Write out the listing below in full and exactly, leaving out every picture.

⟨

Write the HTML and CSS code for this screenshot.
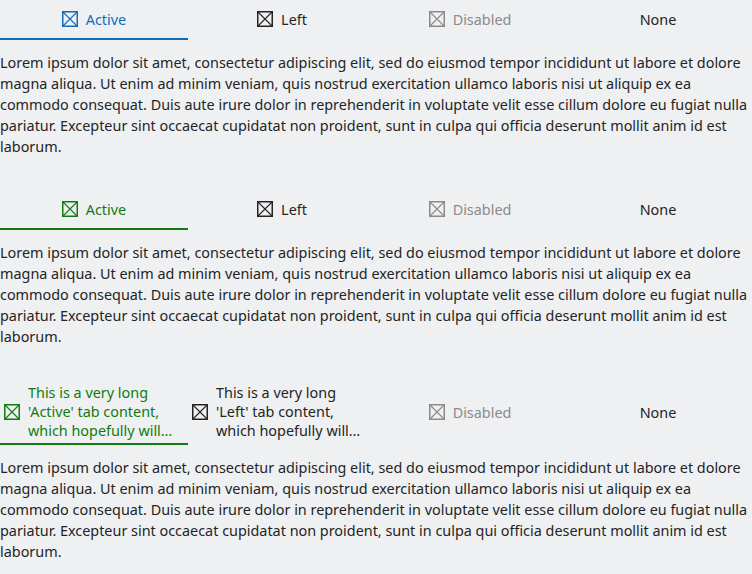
FILE: index.html
```html
<!DOCTYPE html>
<html lang="en">
<head>
<meta charset="utf-8">
<title>Tabs</title>
<link rel="stylesheet" href="styles.css">
</head>
<body>
<svg width="0" height="0" class="defs" aria-hidden="true">
  <defs>
    <symbol id="ico" viewBox="0 0 16 16">
      <rect x="0.75" y="0.75" width="14.5" height="14.5" fill="none" stroke="currentColor" stroke-width="1.5"/>
      <path d="M1 1 L15 15 M15 1 L1 15" fill="none" stroke="currentColor" stroke-width="1.1"/>
    </symbol>
  </defs>
</svg>

<section class="block">
  <div class="tabs">
    <div class="tab active blue"><svg class="icon"><use href="#ico"/></svg><span class="label">Active</span></div>
    <div class="tab"><svg class="icon"><use href="#ico"/></svg><span class="label">Left</span></div>
    <div class="tab disabled"><svg class="icon"><use href="#ico"/></svg><span class="label">Disabled</span></div>
    <div class="tab"><span class="label">None</span></div>
  </div>
  <p class="text">Lorem ipsum dolor sit amet, consectetur adipiscing elit, sed do eiusmod tempor incididunt ut labore et dolore magna aliqua. Ut enim ad minim veniam, quis nostrud exercitation ullamco laboris nisi ut aliquip ex ea commodo consequat. Duis aute irure dolor in reprehenderit in voluptate velit esse cillum dolore eu fugiat nulla pariatur. Excepteur sint occaecat cupidatat non proident, sunt in culpa qui officia deserunt mollit anim id est laborum.</p>
</section>

<section class="block">
  <div class="tabs">
    <div class="tab active green"><svg class="icon"><use href="#ico"/></svg><span class="label">Active</span></div>
    <div class="tab"><svg class="icon"><use href="#ico"/></svg><span class="label">Left</span></div>
    <div class="tab disabled"><svg class="icon"><use href="#ico"/></svg><span class="label">Disabled</span></div>
    <div class="tab"><span class="label">None</span></div>
  </div>
  <p class="text">Lorem ipsum dolor sit amet, consectetur adipiscing elit, sed do eiusmod tempor incididunt ut labore et dolore magna aliqua. Ut enim ad minim veniam, quis nostrud exercitation ullamco laboris nisi ut aliquip ex ea commodo consequat. Duis aute irure dolor in reprehenderit in voluptate velit esse cillum dolore eu fugiat nulla pariatur. Excepteur sint occaecat cupidatat non proident, sunt in culpa qui officia deserunt mollit anim id est laborum.</p>
</section>

<section class="block">
  <div class="tabs">
    <div class="tab active green"><svg class="icon"><use href="#ico"/></svg><span class="label clamp">This is a very long 'Active' tab content, which hopefully will wrap and get truncated</span></div>
    <div class="tab"><svg class="icon"><use href="#ico"/></svg><span class="label clamp">This is a very long 'Left' tab content, which hopefully will wrap and get truncated</span></div>
    <div class="tab disabled"><svg class="icon"><use href="#ico"/></svg><span class="label">Disabled</span></div>
    <div class="tab"><span class="label">None</span></div>
  </div>
  <p class="text">Lorem ipsum dolor sit amet, consectetur adipiscing elit, sed do eiusmod tempor incididunt ut labore et dolore magna aliqua. Ut enim ad minim veniam, quis nostrud exercitation ullamco laboris nisi ut aliquip ex ea commodo consequat. Duis aute irure dolor in reprehenderit in voluptate velit esse cillum dolore eu fugiat nulla pariatur. Excepteur sint occaecat cupidatat non proident, sunt in culpa qui officia deserunt mollit anim id est laborum.</p>
</section>
</body>
</html>
```

FILE: styles.css
```css
html, body {
  margin: 0;
  padding: 0;
}
body {
  background: #eff0f2;
  color: #242424;
  font-family: "Noto Sans", "Open Sans", sans-serif;
  font-size: 14.4px;
}
.defs {
  position: absolute;
  width: 0;
  height: 0;
  overflow: hidden;
}
.tabs {
  display: grid;
  grid-template-columns: repeat(4, 1fr);
}
.tab {
  display: flex;
  align-items: center;
  justify-content: center;
  gap: 8px;
  min-height: 40px;
  box-sizing: border-box;
  padding: 3px 4px 3px 4px;
  border-bottom: 2px solid transparent;
  color: #242424;
  line-height: 19px;
}
.tab.active.blue {
  color: #0f6cbd;
  border-bottom-color: #0f6cbd;
}
.tab.active.green {
  color: #107c10;
  border-bottom-color: #107c10;
}
.tab.disabled {
  color: #8a8a8a;
}
.icon {
  width: 16px;
  height: 16px;
  flex: 0 0 16px;
}
.label {
  min-width: 0;
  padding-top: 1px;
}
.clamp {
  display: -webkit-box;
  -webkit-line-clamp: 3;
  -webkit-box-orient: vertical;
  overflow: hidden;
  text-align: left;
  padding-top: 0;
}
.text {
  margin: 12px 0 33px;
  line-height: 21px;
}
```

⟩

- ANSWER TO THIS TASK -
Write the HTML and CSS code for this screenshot.
FILE: index.html
```html
<!DOCTYPE html>
<html lang="en">
<head>
<meta charset="utf-8">
<title>Tabs</title>
<link rel="stylesheet" href="styles.css">
</head>
<body>
<svg width="0" height="0" class="defs" aria-hidden="true">
  <defs>
    <symbol id="ico" viewBox="0 0 16 16">
      <rect x="0.75" y="0.75" width="14.5" height="14.5" fill="none" stroke="currentColor" stroke-width="1.5"/>
      <path d="M1 1 L15 15 M15 1 L1 15" fill="none" stroke="currentColor" stroke-width="1.1"/>
    </symbol>
  </defs>
</svg>

<section class="block">
  <div class="tabs">
    <div class="tab active blue"><svg class="icon"><use href="#ico"/></svg><span class="label">Active</span></div>
    <div class="tab"><svg class="icon"><use href="#ico"/></svg><span class="label">Left</span></div>
    <div class="tab disabled"><svg class="icon"><use href="#ico"/></svg><span class="label">Disabled</span></div>
    <div class="tab"><span class="label">None</span></div>
  </div>
  <p class="text">Lorem ipsum dolor sit amet, consectetur adipiscing elit, sed do eiusmod tempor incididunt ut labore et dolore magna aliqua. Ut enim ad minim veniam, quis nostrud exercitation ullamco laboris nisi ut aliquip ex ea commodo consequat. Duis aute irure dolor in reprehenderit in voluptate velit esse cillum dolore eu fugiat nulla pariatur. Excepteur sint occaecat cupidatat non proident, sunt in culpa qui officia deserunt mollit anim id est laborum.</p>
</section>

<section class="block">
  <div class="tabs">
    <div class="tab active green"><svg class="icon"><use href="#ico"/></svg><span class="label">Active</span></div>
    <div class="tab"><svg class="icon"><use href="#ico"/></svg><span class="label">Left</span></div>
    <div class="tab disabled"><svg class="icon"><use href="#ico"/></svg><span class="label">Disabled</span></div>
    <div class="tab"><span class="label">None</span></div>
  </div>
  <p class="text">Lorem ipsum dolor sit amet, consectetur adipiscing elit, sed do eiusmod tempor incididunt ut labore et dolore magna aliqua. Ut enim ad minim veniam, quis nostrud exercitation ullamco laboris nisi ut aliquip ex ea commodo consequat. Duis aute irure dolor in reprehenderit in voluptate velit esse cillum dolore eu fugiat nulla pariatur. Excepteur sint occaecat cupidatat non proident, sunt in culpa qui officia deserunt mollit anim id est laborum.</p>
</section>

<section class="block">
  <div class="tabs">
    <div class="tab active green"><svg class="icon"><use href="#ico"/></svg><span class="label clamp">This is a very long 'Active' tab content, which hopefully will wrap and get truncated</span></div>
    <div class="tab"><svg class="icon"><use href="#ico"/></svg><span class="label clamp">This is a very long 'Left' tab content, which hopefully will wrap and get truncated</span></div>
    <div class="tab disabled"><svg class="icon"><use href="#ico"/></svg><span class="label">Disabled</span></div>
    <div class="tab"><span class="label">None</span></div>
  </div>
  <p class="text">Lorem ipsum dolor sit amet, consectetur adipiscing elit, sed do eiusmod tempor incididunt ut labore et dolore magna aliqua. Ut enim ad minim veniam, quis nostrud exercitation ullamco laboris nisi ut aliquip ex ea commodo consequat. Duis aute irure dolor in reprehenderit in voluptate velit esse cillum dolore eu fugiat nulla pariatur. Excepteur sint occaecat cupidatat non proident, sunt in culpa qui officia deserunt mollit anim id est laborum.</p>
</section>
</body>
</html>
```

FILE: styles.css
```css
html, body {
  margin: 0;
  padding: 0;
}
body {
  background: #eff0f2;
  color: #242424;
  font-family: "Noto Sans", "Open Sans", sans-serif;
  font-size: 14.4px;
}
.defs {
  position: absolute;
  width: 0;
  height: 0;
  overflow: hidden;
}
.tabs {
  display: grid;
  grid-template-columns: repeat(4, 1fr);
}
.tab {
  display: flex;
  align-items: center;
  justify-content: center;
  gap: 8px;
  min-height: 40px;
  box-sizing: border-box;
  padding: 3px 4px 3px 4px;
  border-bottom: 2px solid transparent;
  color: #242424;
  line-height: 19px;
}
.tab.active.blue {
  color: #0f6cbd;
  border-bottom-color: #0f6cbd;
}
.tab.active.green {
  color: #107c10;
  border-bottom-color: #107c10;
}
.tab.disabled {
  color: #8a8a8a;
}
.icon {
  width: 16px;
  height: 16px;
  flex: 0 0 16px;
}
.label {
  min-width: 0;
  padding-top: 1px;
}
.clamp {
  display: -webkit-box;
  -webkit-line-clamp: 3;
  -webkit-box-orient: vertical;
  overflow: hidden;
  text-align: left;
  padding-top: 0;
}
.text {
  margin: 12px 0 33px;
  line-height: 21px;
}
```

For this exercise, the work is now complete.